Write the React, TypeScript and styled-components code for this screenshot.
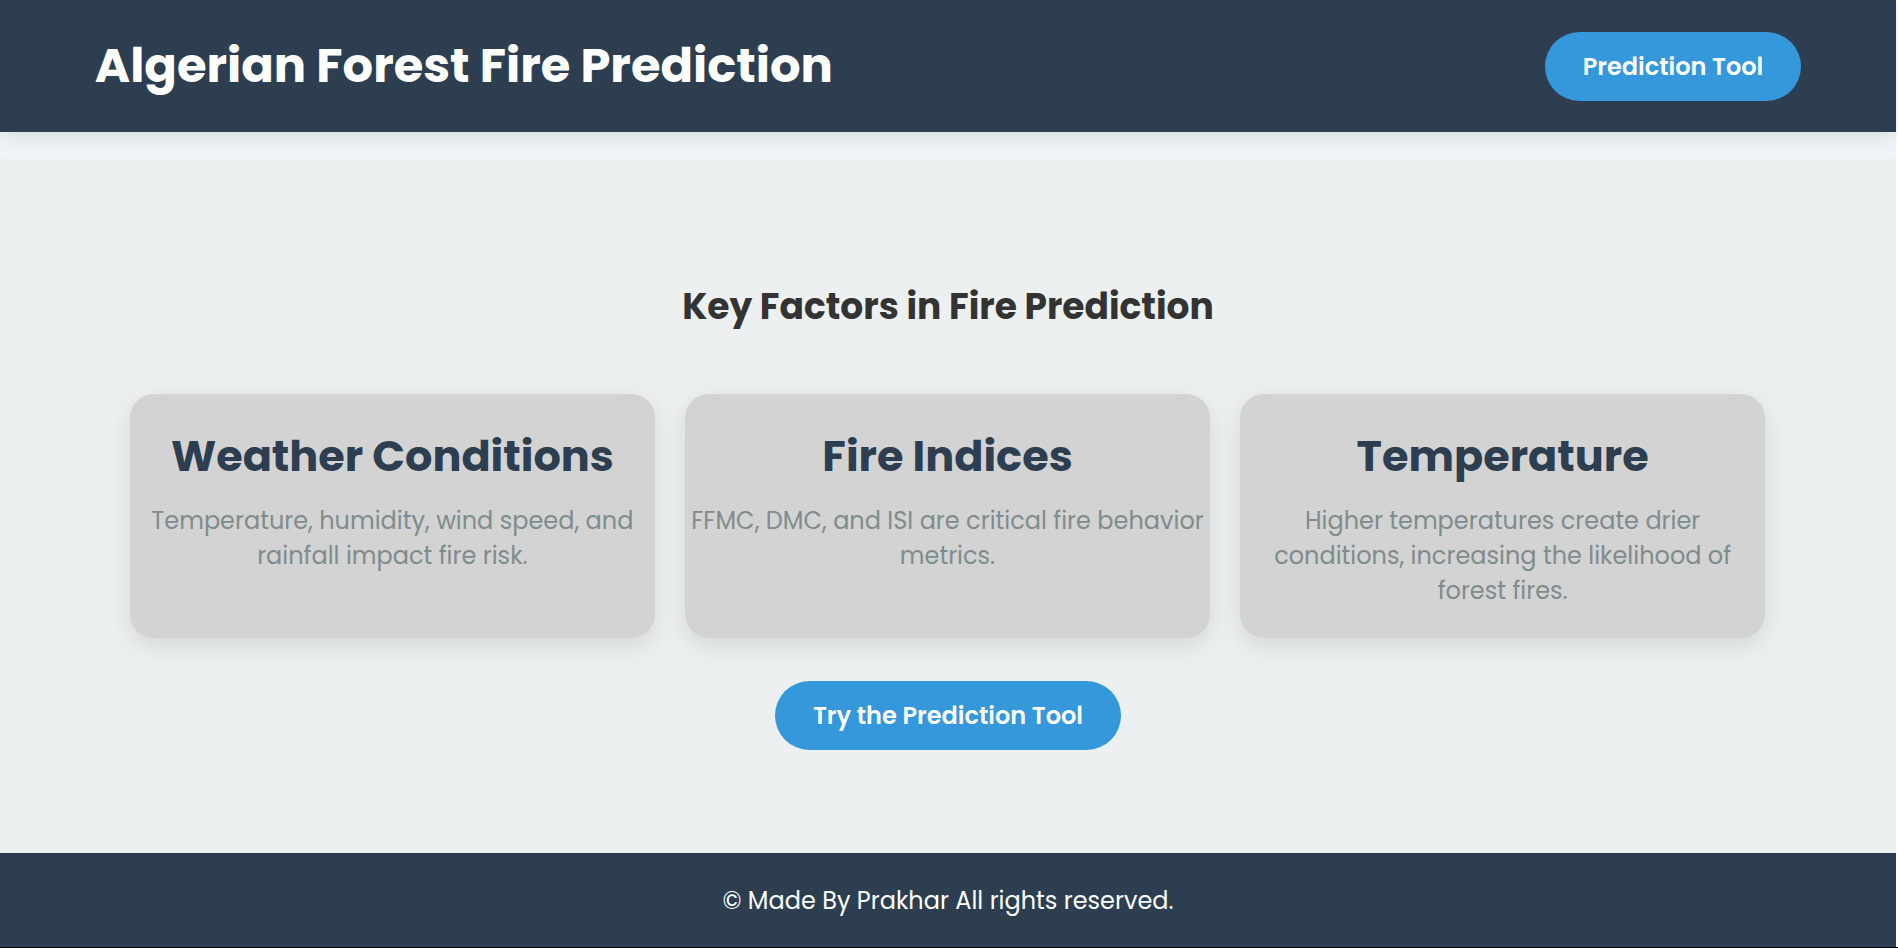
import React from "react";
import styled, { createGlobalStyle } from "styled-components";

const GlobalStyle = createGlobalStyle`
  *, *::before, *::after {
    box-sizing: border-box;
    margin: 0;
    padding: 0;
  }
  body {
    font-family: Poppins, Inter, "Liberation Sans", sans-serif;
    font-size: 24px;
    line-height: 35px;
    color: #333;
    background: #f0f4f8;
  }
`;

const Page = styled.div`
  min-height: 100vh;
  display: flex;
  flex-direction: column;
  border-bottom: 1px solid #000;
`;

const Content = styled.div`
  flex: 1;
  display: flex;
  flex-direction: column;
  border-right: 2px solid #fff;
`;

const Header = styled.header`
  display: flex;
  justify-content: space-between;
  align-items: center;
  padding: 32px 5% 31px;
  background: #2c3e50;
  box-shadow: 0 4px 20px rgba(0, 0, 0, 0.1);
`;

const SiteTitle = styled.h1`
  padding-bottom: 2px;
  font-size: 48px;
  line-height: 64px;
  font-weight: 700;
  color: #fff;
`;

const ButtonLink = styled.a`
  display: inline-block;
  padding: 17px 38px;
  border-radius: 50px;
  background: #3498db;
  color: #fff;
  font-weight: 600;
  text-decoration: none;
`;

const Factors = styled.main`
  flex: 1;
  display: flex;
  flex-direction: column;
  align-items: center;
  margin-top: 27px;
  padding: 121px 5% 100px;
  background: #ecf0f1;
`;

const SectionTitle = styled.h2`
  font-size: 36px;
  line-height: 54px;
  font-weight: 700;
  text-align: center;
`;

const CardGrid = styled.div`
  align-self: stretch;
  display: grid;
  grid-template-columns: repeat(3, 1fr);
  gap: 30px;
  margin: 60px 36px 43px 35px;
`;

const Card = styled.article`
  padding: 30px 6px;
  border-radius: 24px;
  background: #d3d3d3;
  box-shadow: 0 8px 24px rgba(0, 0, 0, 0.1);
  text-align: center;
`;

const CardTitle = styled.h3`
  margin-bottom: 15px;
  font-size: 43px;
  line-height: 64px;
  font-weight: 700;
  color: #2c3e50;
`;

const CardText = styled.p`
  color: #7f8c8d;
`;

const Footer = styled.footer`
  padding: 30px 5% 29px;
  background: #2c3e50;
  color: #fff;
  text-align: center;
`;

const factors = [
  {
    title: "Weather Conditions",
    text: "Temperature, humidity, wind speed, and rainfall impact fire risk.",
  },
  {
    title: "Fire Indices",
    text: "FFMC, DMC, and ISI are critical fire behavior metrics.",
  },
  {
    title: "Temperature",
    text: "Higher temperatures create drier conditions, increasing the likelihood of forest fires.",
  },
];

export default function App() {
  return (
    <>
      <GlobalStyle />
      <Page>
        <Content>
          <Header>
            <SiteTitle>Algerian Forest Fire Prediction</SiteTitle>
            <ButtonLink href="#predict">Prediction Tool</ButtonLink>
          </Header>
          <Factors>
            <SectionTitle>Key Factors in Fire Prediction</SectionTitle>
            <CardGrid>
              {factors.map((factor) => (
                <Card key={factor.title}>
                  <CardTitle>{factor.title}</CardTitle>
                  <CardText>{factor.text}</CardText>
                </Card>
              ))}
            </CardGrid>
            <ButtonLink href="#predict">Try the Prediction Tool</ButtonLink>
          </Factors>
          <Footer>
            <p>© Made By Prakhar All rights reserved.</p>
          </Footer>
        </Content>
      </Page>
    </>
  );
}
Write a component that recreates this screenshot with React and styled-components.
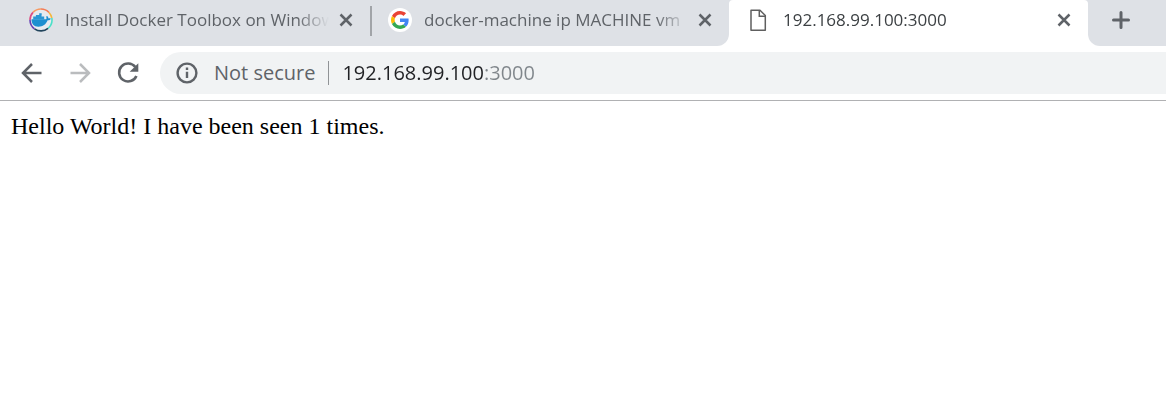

++++++++++++++++++++

Copy down every line of the material above that includes the string "this".

**CORRECT ANSWER:**
Write the React, TypeScript and styled-components code for this screenshot.
Write a component that recreates this screenshot with React and styled-components.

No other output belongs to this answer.